** Start of Data segment **

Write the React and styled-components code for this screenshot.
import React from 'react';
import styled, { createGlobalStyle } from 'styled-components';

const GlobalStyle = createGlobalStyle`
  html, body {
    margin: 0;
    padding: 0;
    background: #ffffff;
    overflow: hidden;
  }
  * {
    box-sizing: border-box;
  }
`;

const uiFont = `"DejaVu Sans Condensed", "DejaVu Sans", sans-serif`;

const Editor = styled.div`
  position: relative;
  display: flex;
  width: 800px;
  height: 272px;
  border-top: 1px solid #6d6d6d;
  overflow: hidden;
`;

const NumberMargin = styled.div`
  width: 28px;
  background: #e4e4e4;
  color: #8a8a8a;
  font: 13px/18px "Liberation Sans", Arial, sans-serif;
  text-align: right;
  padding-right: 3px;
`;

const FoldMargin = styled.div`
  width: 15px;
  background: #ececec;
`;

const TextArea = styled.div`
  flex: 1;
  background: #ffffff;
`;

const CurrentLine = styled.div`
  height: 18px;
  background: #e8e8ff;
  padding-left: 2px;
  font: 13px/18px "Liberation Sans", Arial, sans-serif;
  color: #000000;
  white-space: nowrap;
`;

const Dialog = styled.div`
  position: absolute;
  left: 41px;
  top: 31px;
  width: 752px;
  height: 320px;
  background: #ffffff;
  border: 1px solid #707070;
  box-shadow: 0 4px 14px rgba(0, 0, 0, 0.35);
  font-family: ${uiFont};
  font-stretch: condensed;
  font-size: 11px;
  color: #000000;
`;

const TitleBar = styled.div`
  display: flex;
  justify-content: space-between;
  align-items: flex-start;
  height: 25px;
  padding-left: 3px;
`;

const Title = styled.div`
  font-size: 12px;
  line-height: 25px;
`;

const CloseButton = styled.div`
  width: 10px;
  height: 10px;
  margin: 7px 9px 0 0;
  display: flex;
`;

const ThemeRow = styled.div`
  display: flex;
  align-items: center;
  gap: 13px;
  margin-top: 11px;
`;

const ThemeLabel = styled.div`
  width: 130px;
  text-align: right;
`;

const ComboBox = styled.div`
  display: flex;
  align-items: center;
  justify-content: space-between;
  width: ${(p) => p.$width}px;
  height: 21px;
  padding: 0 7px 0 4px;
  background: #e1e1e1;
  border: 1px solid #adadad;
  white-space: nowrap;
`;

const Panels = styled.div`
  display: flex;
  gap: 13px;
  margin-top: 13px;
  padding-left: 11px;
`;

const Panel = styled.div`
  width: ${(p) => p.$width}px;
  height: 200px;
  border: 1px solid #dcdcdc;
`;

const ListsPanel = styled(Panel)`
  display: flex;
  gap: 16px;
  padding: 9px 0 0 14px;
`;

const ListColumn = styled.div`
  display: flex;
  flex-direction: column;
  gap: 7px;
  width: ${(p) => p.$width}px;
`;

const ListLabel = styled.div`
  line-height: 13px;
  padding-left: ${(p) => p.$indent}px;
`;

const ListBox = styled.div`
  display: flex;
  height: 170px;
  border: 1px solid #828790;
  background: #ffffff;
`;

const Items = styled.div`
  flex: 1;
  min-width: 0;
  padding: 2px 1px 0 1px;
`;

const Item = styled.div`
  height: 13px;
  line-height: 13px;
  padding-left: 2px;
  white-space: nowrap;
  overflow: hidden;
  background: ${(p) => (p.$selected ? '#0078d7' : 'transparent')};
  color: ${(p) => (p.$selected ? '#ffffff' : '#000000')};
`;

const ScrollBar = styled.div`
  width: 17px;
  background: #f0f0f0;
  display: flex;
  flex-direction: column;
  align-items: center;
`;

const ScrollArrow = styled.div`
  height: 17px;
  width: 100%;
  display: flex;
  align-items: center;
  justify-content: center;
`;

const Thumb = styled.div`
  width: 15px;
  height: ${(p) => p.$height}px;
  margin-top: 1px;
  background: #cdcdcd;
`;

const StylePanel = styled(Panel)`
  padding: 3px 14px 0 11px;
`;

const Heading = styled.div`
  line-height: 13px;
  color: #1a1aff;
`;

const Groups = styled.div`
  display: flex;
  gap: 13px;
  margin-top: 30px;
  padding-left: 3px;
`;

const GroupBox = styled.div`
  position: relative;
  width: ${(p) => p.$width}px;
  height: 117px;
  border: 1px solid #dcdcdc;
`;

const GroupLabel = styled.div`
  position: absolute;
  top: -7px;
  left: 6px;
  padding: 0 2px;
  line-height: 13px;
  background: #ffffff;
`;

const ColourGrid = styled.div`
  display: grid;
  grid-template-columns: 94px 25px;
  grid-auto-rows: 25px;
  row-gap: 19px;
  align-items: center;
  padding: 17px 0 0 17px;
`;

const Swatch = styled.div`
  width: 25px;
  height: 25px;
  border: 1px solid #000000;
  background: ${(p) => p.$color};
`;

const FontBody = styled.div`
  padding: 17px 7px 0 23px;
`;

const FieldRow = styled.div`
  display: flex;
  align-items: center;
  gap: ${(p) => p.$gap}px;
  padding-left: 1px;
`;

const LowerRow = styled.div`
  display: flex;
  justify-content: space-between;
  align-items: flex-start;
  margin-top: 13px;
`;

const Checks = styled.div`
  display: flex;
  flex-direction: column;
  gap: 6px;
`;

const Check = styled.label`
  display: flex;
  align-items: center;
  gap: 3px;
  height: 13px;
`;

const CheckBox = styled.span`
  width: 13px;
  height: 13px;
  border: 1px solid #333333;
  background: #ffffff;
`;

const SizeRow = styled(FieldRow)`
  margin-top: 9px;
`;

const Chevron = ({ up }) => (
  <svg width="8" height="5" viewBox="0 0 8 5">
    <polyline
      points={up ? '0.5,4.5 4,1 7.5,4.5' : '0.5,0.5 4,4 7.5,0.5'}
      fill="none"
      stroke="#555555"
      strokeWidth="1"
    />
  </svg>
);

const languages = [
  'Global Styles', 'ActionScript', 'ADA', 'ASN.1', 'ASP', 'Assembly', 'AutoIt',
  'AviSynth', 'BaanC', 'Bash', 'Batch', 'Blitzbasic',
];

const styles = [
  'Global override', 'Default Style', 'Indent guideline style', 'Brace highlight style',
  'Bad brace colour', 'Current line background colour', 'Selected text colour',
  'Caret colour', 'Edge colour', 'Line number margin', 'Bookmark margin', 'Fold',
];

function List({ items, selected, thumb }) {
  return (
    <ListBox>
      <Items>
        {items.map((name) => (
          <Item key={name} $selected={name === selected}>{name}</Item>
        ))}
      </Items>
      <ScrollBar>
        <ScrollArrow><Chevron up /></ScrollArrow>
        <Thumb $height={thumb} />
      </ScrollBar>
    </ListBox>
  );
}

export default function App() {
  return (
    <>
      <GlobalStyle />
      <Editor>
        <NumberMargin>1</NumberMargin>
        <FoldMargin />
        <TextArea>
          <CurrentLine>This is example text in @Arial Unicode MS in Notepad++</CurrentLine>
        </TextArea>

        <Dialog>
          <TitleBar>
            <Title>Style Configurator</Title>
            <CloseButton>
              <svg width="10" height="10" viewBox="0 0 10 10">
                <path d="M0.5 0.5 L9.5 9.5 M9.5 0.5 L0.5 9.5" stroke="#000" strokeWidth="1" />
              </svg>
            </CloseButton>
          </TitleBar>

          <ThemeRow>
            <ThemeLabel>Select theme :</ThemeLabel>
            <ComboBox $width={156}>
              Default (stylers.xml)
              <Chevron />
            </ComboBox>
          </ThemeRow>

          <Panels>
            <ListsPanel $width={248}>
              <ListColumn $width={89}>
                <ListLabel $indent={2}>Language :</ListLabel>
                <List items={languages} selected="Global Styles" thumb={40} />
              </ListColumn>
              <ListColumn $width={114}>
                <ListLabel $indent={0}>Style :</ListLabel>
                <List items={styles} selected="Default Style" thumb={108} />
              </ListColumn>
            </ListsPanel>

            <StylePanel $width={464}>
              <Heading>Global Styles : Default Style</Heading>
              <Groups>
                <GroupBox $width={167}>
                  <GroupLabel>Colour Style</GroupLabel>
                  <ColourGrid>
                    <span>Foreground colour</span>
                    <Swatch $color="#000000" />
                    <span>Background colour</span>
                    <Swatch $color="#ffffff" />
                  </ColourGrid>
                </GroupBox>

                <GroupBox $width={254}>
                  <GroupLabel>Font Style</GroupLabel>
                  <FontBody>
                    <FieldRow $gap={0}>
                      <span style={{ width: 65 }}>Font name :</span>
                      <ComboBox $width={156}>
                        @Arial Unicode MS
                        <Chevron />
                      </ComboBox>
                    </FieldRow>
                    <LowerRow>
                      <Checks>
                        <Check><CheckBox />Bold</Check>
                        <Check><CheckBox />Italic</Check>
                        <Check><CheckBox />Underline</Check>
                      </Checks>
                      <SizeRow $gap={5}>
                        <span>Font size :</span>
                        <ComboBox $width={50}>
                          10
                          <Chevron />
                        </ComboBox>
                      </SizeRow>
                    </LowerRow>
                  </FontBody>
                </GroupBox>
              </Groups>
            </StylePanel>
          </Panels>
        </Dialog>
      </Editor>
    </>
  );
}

** End of Data segment **

Exercise objective →
Display every line of the listing that contains the string "React".

Result →
Write the React and styled-components code for this screenshot.
import React from 'react';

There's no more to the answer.